Task input start

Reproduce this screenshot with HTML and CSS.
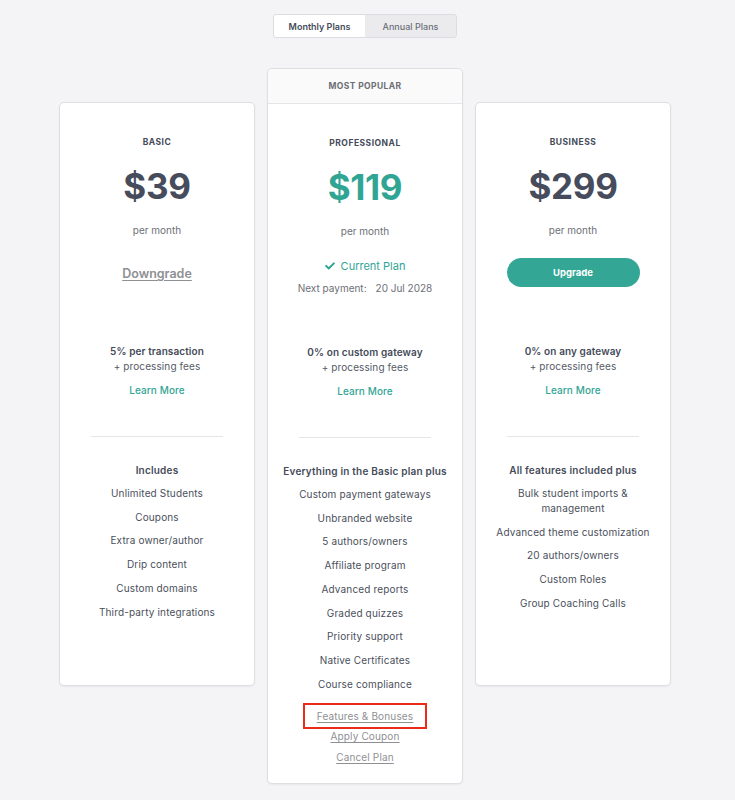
FILE: index.html
```html
<!DOCTYPE html>
<html>
<head>
<meta charset="utf-8">
<link rel="stylesheet" href="styles.css">
</head>
<body>
<div class="page">
  <div class="toggle">
    <div class="toggle-btn active">Monthly Plans</div>
    <div class="toggle-btn">Annual Plans</div>
  </div>

  <div class="plans">
    <div class="card side">
      <div class="body">
        <div class="title">BASIC</div>
        <div class="price">$39</div>
        <div class="per">per month</div>
        <div class="action">
          <a class="downgrade">Downgrade</a>
        </div>
        <div class="fee-strong">5% per transaction</div>
        <div class="fee">+ processing fees</div>
        <a class="learn">Learn More</a>
        <div class="divider"></div>
        <div class="feat-head">Includes</div>
        <ul class="features">
          <li>Unlimited Students</li>
          <li>Coupons</li>
          <li>Extra owner/author</li>
          <li>Drip content</li>
          <li>Custom domains</li>
          <li>Third-party integrations</li>
        </ul>
      </div>
    </div>

    <div class="card featured">
      <div class="popular">MOST POPULAR</div>
      <div class="body">
        <div class="title">PROFESSIONAL</div>
        <div class="price teal">$119</div>
        <div class="per">per month</div>
        <div class="action">
          <div class="current">
            <svg class="check" viewBox="0 0 512 512" width="10" height="10"><path fill="currentColor" d="M173.9 439.4l-166.4-166.4c-10-10-10-26.2 0-36.2l36.2-36.2c10-10 26.2-10 36.2 0L192 312.7 432.1 72.6c10-10 26.2-10 36.2 0l36.2 36.2c10 10 10 26.2 0 36.2L210.1 439.4c-10 10-26.2 10-36.2 0z"/></svg>
            <span>Current Plan</span>
          </div>
          <div class="next"><span>Next payment:</span><span>20 Jul 2028</span></div>
        </div>
        <div class="fee-strong">0% on custom gateway</div>
        <div class="fee">+ processing fees</div>
        <a class="learn">Learn More</a>
        <div class="divider"></div>
        <div class="feat-head">Everything in the Basic plan plus</div>
        <ul class="features">
          <li>Custom payment gateways</li>
          <li>Unbranded website</li>
          <li>5 authors/owners</li>
          <li>Affiliate program</li>
          <li>Advanced reports</li>
          <li>Graded quizzes</li>
          <li>Priority support</li>
          <li>Native Certificates</li>
          <li>Course compliance</li>
        </ul>
        <div class="links">
          <a class="small-link highlighted">Features &amp; Bonuses</a>
          <a class="small-link first-after">Apply Coupon</a>
          <a class="small-link">Cancel Plan</a>
        </div>
      </div>
    </div>

    <div class="card side">
      <div class="body">
        <div class="title">BUSINESS</div>
        <div class="price">$299</div>
        <div class="per">per month</div>
        <div class="action">
          <button class="upgrade">Upgrade</button>
        </div>
        <div class="fee-strong">0% on any gateway</div>
        <div class="fee">+ processing fees</div>
        <a class="learn">Learn More</a>
        <div class="divider"></div>
        <div class="feat-head">All features included plus</div>
        <ul class="features">
          <li>Bulk student imports &amp;<br>management</li>
          <li>Advanced theme customization</li>
          <li>20 authors/owners</li>
          <li>Custom Roles</li>
          <li>Group Coaching Calls</li>
        </ul>
      </div>
    </div>
  </div>
</div>
</body>
</html>
```

FILE: styles.css
```css
* { box-sizing: border-box; }
html, body { margin: 0; padding: 0; }
body {
  background: #f4f4f6;
  font-family: Inter, "Noto Sans", sans-serif;
  color: #454b59;
  padding-right: 5px;
}
.page {
  display: flex;
  flex-direction: column;
  align-items: center;
  padding-top: 14px;
  padding-bottom: 16px;
}
.toggle {
  display: flex;
  width: 184px;
  height: 24px;
  border: 1px solid #dcdde0;
  border-radius: 3px;
  background: #ebebee;
  overflow: hidden;
}
.toggle-btn {
  flex: 1;
  display: flex;
  align-items: center;
  justify-content: center;
  font-size: 9px;
  font-weight: 500;
  color: #6b6f78;
}
.toggle-btn.active {
  background: #fff;
  color: #454b59;
  font-weight: 600;
}
.plans {
  display: grid;
  grid-template-columns: 196px 196px 196px;
  column-gap: 12px;
  align-items: start;
  margin-top: 30px;
}
.card {
  background: #fff;
  border: 1px solid #dedfe2;
  border-radius: 5px;
  box-shadow: 0 1px 2px rgba(0,0,0,0.05);
  text-align: center;
}
.card.side {
  margin-top: 34px;
  min-height: 584px;
}
.popular {
  height: 35px;
  display: flex;
  align-items: center;
  justify-content: center;
  font-size: 8.5px;
  font-weight: 700;
  letter-spacing: 0.4px;
  color: #6b6e75;
  background: #fafafa;
  border-bottom: 1px solid #e4e5e8;
  border-radius: 5px 5px 0 0;
}
.body {
  padding: 32px 12px 15px;
  display: flex;
  flex-direction: column;
  align-items: center;
}
.title {
  font-size: 8.5px;
  font-weight: 700;
  letter-spacing: 0.5px;
  line-height: 14px;
  color: #454b59;
}
.price {
  margin-top: 15px;
  font-size: 35px;
  font-weight: 700;
  line-height: 44px;
  color: #464c5b;
  letter-spacing: -0.3px;
}
.price.teal { color: #31a594; }
.per {
  margin-top: 15px;
  font-size: 10px;
  line-height: 14px;
  color: #6e7077;
}
.action {
  margin-top: 21px;
  height: 86px;
  display: flex;
  flex-direction: column;
  align-items: center;
}
.downgrade {
  font-size: 12.5px;
  line-height: 32px;
  font-weight: 600;
  color: #8f9094;
  text-decoration: underline;
  text-underline-offset: 2px;
}
.upgrade {
  width: 133px;
  height: 29px;
  border: none;
  border-radius: 15px;
  background: #33a696;
  color: #fff;
  font-family: inherit;
  font-size: 9.5px;
  font-weight: 700;
}
.current {
  margin-top: -1px;
  display: flex;
  align-items: center;
  gap: 6px;
  height: 16px;
  font-size: 11px;
  color: #31a594;
}
.check { color: #31a594; }
.next {
  margin-top: 6px;
  height: 16px;
  line-height: 16px;
  font-size: 10px;
  color: #6e7077;
  display: flex;
  gap: 9px;
}
.fee-strong {
  font-size: 10px;
  font-weight: 600;
  line-height: 15px;
  color: #454b59;
  letter-spacing: 0.1px;
}
.fee {
  font-size: 10px;
  line-height: 15px;
  color: #555a66;
  letter-spacing: 0.1px;
}
.learn {
  margin-top: 9px;
  font-size: 10px;
  font-weight: 500;
  line-height: 15px;
  color: #31a594;
  letter-spacing: 0.1px;
}
.divider {
  margin-top: 38px;
  width: 132px;
  height: 1px;
  background: #e4e5e8;
}
.feat-head {
  margin-top: 26px;
  font-size: 10px;
  font-weight: 600;
  line-height: 15px;
  color: #454b59;
  letter-spacing: 0.2px;
}
.features {
  list-style: none;
  margin: -1px 0 0;
  padding: 0;
}
.features li {
  margin-top: 8.75px;
  font-size: 10px;
  line-height: 15px;
  color: #4a4f5b;
  letter-spacing: 0.15px;
}
.links {
  margin-top: 11.5px;
  display: flex;
  flex-direction: column;
  align-items: center;
}
.small-link {
  font-size: 10px;
  line-height: 21px;
  color: #8f9094;
  text-decoration: underline;
  text-underline-offset: 2px;
  letter-spacing: 0.15px;
}
.small-link.highlighted {
  border: 2px solid #ec2b1a;
  line-height: 22px;
  padding: 0 12px;
}
.small-link.first-after {
  margin-top: -3.5px;
}
```
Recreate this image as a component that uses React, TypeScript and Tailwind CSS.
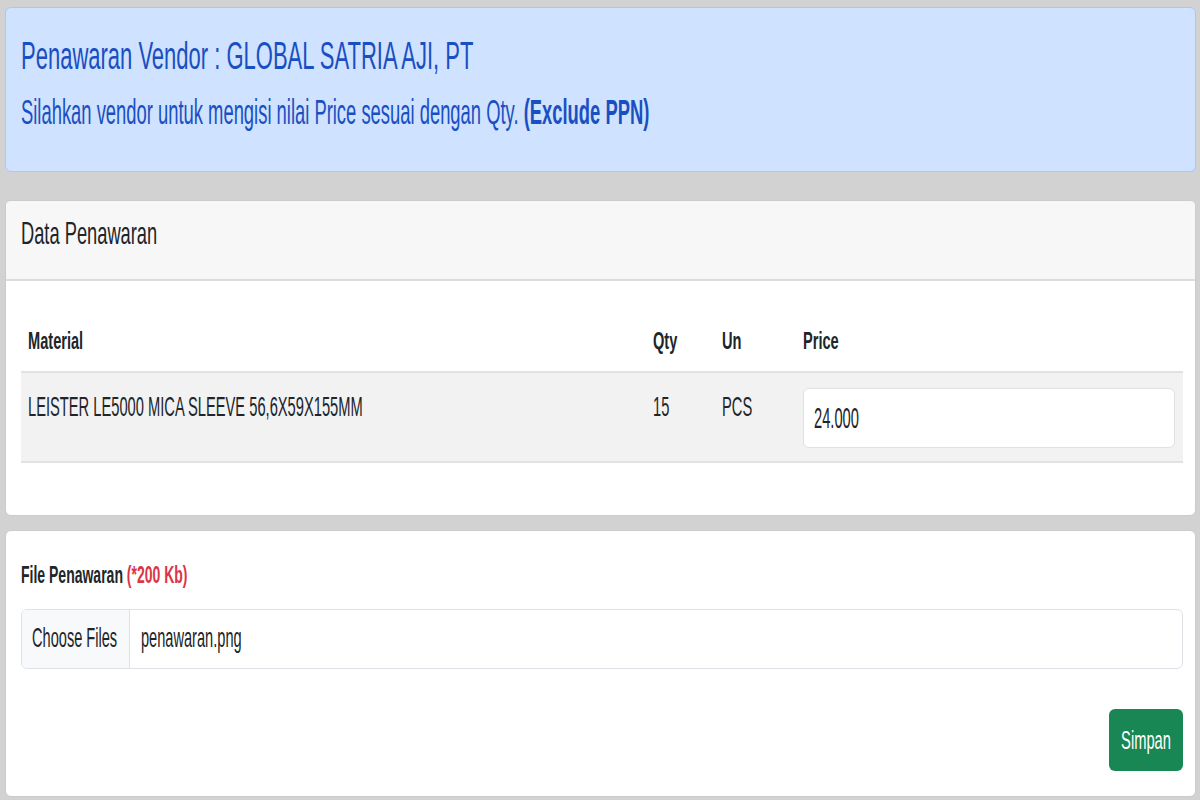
import type { ReactNode } from 'react';

// the reference text is tall and narrow, so glyphs get a vertical stretch
function Tall({ cls, children }: { cls: string; children: ReactNode }) {
  return <span className={`inline-block origin-center ${cls}`}>{children}</span>;
}

const rows = [
  { material: 'LEISTER LE5000 MICA SLEEVE 56,6X59X155MM', qty: 15, un: 'PCS', price: '24.000' },
];

export default function App() {
  return (
    <main className="min-h-screen w-[1200px] bg-[#d2d2d2] pt-[7px] pb-[3px] pl-[5px] pr-[4px] font-['Liberation_Sans',Arial,sans-serif] text-[#212529]">
      {/* alert */}
      <div className="h-[165px] rounded-[6px] border border-[#a9c8f9] bg-[#cfe2ff] pl-[15px] pt-[30px] text-[#1a4fc2]">
        <div className="h-[36px] text-[22px] leading-[36px]">
          <Tall cls="scale-y-[1.8]">Penawaran Vendor : GLOBAL SATRIA AJI, PT</Tall>
        </div>
        <div className="mt-[23px] h-[30px] text-[18.4px] leading-[30px]">
          <Tall cls="scale-y-[1.95]">
            Silahkan vendor untuk mengisi nilai Price sesuai dengan Qty. <b className="font-bold">(Exclude PPN)</b>
          </Tall>
        </div>
      </div>

      {/* data penawaran */}
      <section className="mt-[28px] overflow-hidden rounded-[6px] border border-[#cbcbcb] bg-white">
        <div className="h-[80px] border-b-2 border-[#dcdcdc] bg-[#f7f7f7] pl-[15px] pt-[17px]">
          <div className="h-[30px] text-[18.3px] leading-[30px]">
            <Tall cls="scale-y-[1.75]">Data Penawaran</Tall>
          </div>
        </div>
        <div className="pl-[15px] pr-[12px] pt-[20px] pb-[52px]">
          <div className="grid h-[72px] grid-cols-[625px_69px_81px_1fr] border-b-2 border-[#e2e2e2] pt-[28px] text-[14.6px] font-bold leading-[24px]">
            <div className="px-[7px]"><Tall cls="scale-y-[1.66]">Material</Tall></div>
            <div className="px-[7px]"><Tall cls="scale-y-[1.66]">Qty</Tall></div>
            <div className="px-[7px]"><Tall cls="scale-y-[1.66]">Un</Tall></div>
            <div className="px-[7px]"><Tall cls="scale-y-[1.66]">Price</Tall></div>
          </div>
          {rows.map((r, i) => (
            <div
              key={i}
              className="grid h-[90px] grid-cols-[625px_69px_81px_1fr] border-b-2 border-[#e2e2e2] bg-[#f2f2f2] text-[14.7px] leading-[24px]"
            >
              <div className="px-[7px] pt-[21px]"><Tall cls="scale-y-[1.9]">{r.material}</Tall></div>
              <div className="px-[7px] pt-[21px]"><Tall cls="scale-y-[1.9]">{r.qty}</Tall></div>
              <div className="px-[7px] pt-[21px]"><Tall cls="scale-y-[1.9]">{r.un}</Tall></div>
              <div className="pl-[7px] pr-[8px] pt-[15px]">
                <div className="flex h-[60px] items-center rounded-[6px] border border-[#dee2e6] bg-white pl-[10px]">
                  <Tall cls="scale-y-[1.95]">{r.price}</Tall>
                </div>
              </div>
            </div>
          ))}
        </div>
      </section>

      {/* file upload */}
      <section className="mt-[14px] rounded-[6px] border border-[#cbcbcb] bg-white pl-[15px] pr-[12px] pt-[32px] pb-[25px]">
        <div className="h-[24px] text-[14px] font-bold leading-[24px]">
          <Tall cls="scale-y-[1.67]">
            File Penawaran <span className="text-[#dc3545]">(*200 Kb)</span>
          </Tall>
        </div>
        <div className="mt-[22px] flex h-[60px] overflow-hidden rounded-[6px] border border-[#dee2e6] text-[14.6px]">
          <div className="flex w-[108px] items-center border-r border-[#dee2e6] bg-[#f8f9fa] pl-[10px]">
            <Tall cls="scale-y-[1.95]">Choose Files</Tall>
          </div>
          <div className="flex flex-1 items-center pl-[11px]">
            <Tall cls="scale-y-[1.95]">penawaran.png</Tall>
          </div>
        </div>
        <div className="mt-[40px] flex justify-end">
          <button className="flex h-[62px] w-[74px] items-center justify-center rounded-[6px] bg-[#198754] text-[14.7px] text-white">
            <Tall cls="scale-y-[1.8]">Simpan</Tall>
          </button>
        </div>
      </section>
    </main>
  );
}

Task input end

**Job:**
Find "this". Copy every line it occurs in.

**Finished exercise:**
Reproduce this screenshot with HTML and CSS.
Recreate this image as a component that uses React, TypeScript and Tailwind CSS.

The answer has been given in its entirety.